I founded Class Matters Inc. because I grew up understanding how poverty shrinks your choices. In under-resourced communities, success often looks like what you see every day like athletes on TV, artists or musicians chasing rare odds, teachers stretched thin, or the street economy that feels close and convenient, like the gas station or corner store. No one talks about other possibilities because no one ever showed them.

I saw brilliant students across Oklahoma facing the same limits, not because they lacked talent or effort, but because they lacked access. Too often, students are expected to succeed without being given the tools, exposure, or support to do so. I couldn’t accept that a child’s zip code, their parents’ income, or educational background should decide their future.
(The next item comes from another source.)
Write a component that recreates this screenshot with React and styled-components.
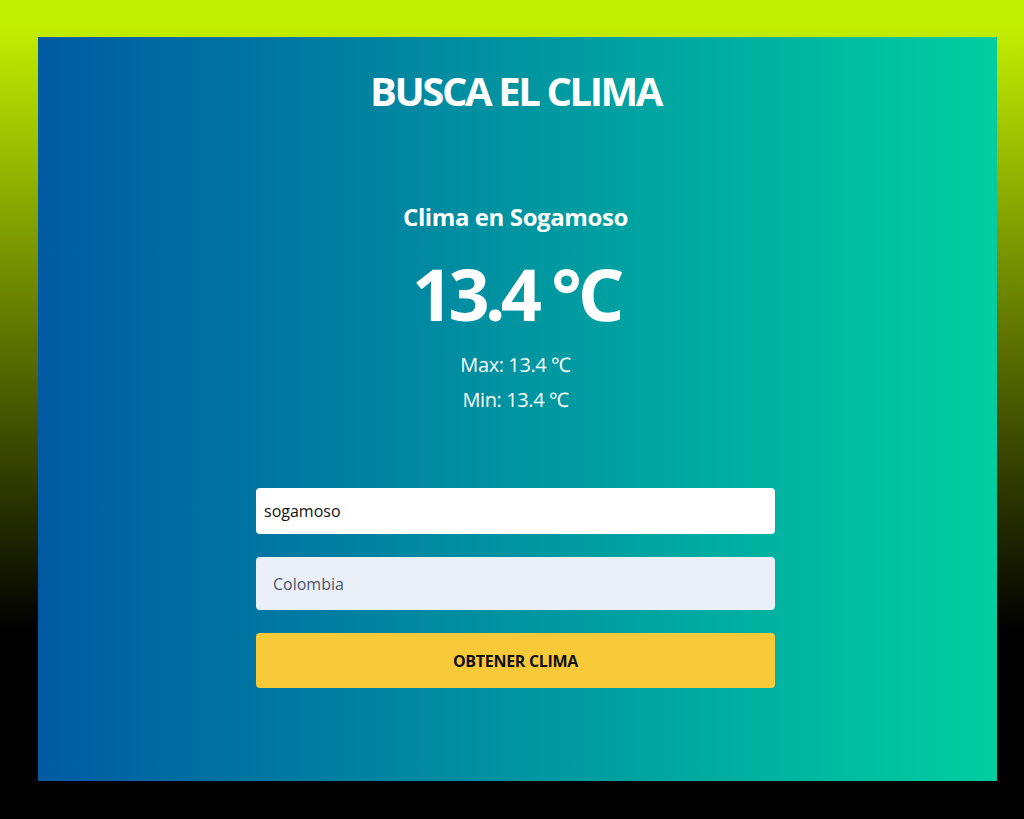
import React, { useState } from 'react'
import styled, { createGlobalStyle } from 'styled-components'

const GlobalStyle = createGlobalStyle`
  * { box-sizing: border-box; }
  html, body { margin: 0; padding: 0; }
  body {
    min-height: 819px;
    font-family: "Open Sans", "Noto Sans", sans-serif;
    background: linear-gradient(to bottom, #c3ef00 3%, #000 77%);
  }
`

const Page = styled.div`
  height: 819px;
  padding: 37px 27px 38px 38px;
  display: flex;
`

const Card = styled.main`
  flex: 1;
  display: flex;
  flex-direction: column;
  align-items: center;
  padding: 28px 4px 0 0;
  background: linear-gradient(to right, #005ba2, #00cea0);
  color: #fff;
`

const Title = styled.h1`
  margin: 0;
  font-size: 40px;
  line-height: 52px;
  font-weight: 700;
  letter-spacing: -2.4px;
`

const Weather = styled.section`
  margin-top: 84px;
  display: flex;
  flex-direction: column;
  align-items: center;
`

const City = styled.h2`
  margin: 0;
  font-size: 24px;
  line-height: 32px;
  font-weight: 700;
  letter-spacing: -0.4px;
`

const Temp = styled.p`
  margin: 18px 0 0;
  font-size: 72px;
  line-height: 84px;
  font-weight: 700;
  letter-spacing: -4.7px;
`

const Range = styled.p`
  margin: ${({ first }) => (first ? '12px' : '0')} 0 0;
  font-size: 20px;
  line-height: 35px;
  letter-spacing: -0.4px;
`

const Form = styled.form`
  margin-top: 71px;
  width: 519px;
  display: flex;
  flex-direction: column;
  gap: 23px;
`

const Input = styled.input`
  width: 100%;
  height: ${({ tall }) => (tall ? '53px' : '46px')};
  padding: 0 0 0 ${({ tall }) => (tall ? '17px' : '8px')};
  border: none;
  border-radius: 4px;
  outline: none;
  font-family: inherit;
  font-size: 16px;
  color: #111;
  background: ${({ tall }) => (tall ? '#ebf0f8' : '#fff')};

  &::placeholder {
    color: #4a5568;
  }
`

const Button = styled.button`
  height: 55px;
  border: none;
  border-radius: 4px;
  background: #f8ca3a;
  color: #111;
  font-family: inherit;
  font-size: 16px;
  font-weight: 700;
  text-transform: uppercase;
  letter-spacing: -0.3px;
  cursor: pointer;
`

export default function App() {
  const [city, setCity] = useState('sogamoso')

  return (
    <>
      <GlobalStyle />
      <Page>
        <Card>
          <Title>BUSCA EL CLIMA</Title>
          <Weather>
            <City>Clima en Sogamoso</City>
            <Temp>13.4 ℃</Temp>
            <Range first>Max: 13.4 ℃</Range>
            <Range>Min: 13.4 ℃</Range>
          </Weather>
          <Form onSubmit={e => e.preventDefault()}>
            <Input value={city} onChange={e => setCity(e.target.value)} />
            <Input tall placeholder="Colombia" />
            <Button type="submit">Obtener clima</Button>
          </Form>
        </Card>
      </Page>
    </>
  )
}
That realization pushed me to act. I partnered with the Guaranteed 4.0 Learning System to teach students how to learn, replacing confusion with confidence. I partnered with Youth Medical Mentorship because exposure changes everything. When young people see professionals who look like them and share similar backgrounds, “impossible” becomes “I’m possible.”

I’m inspired by students labeled “behind” when they were simply under-supported, and by families doing everything they can with limited resources. This work is personal, I’ve lived the gaps I’m now working to close.

Class Matters Inc. redefines leadership for me. Leadership means showing up, even when it’s hard, and making sure young people have examples. To me, being American means believing in opportunity, community, responsibility, and perseverance, and stepping up when systems fall short so the next generation sees more than survival, but possibility.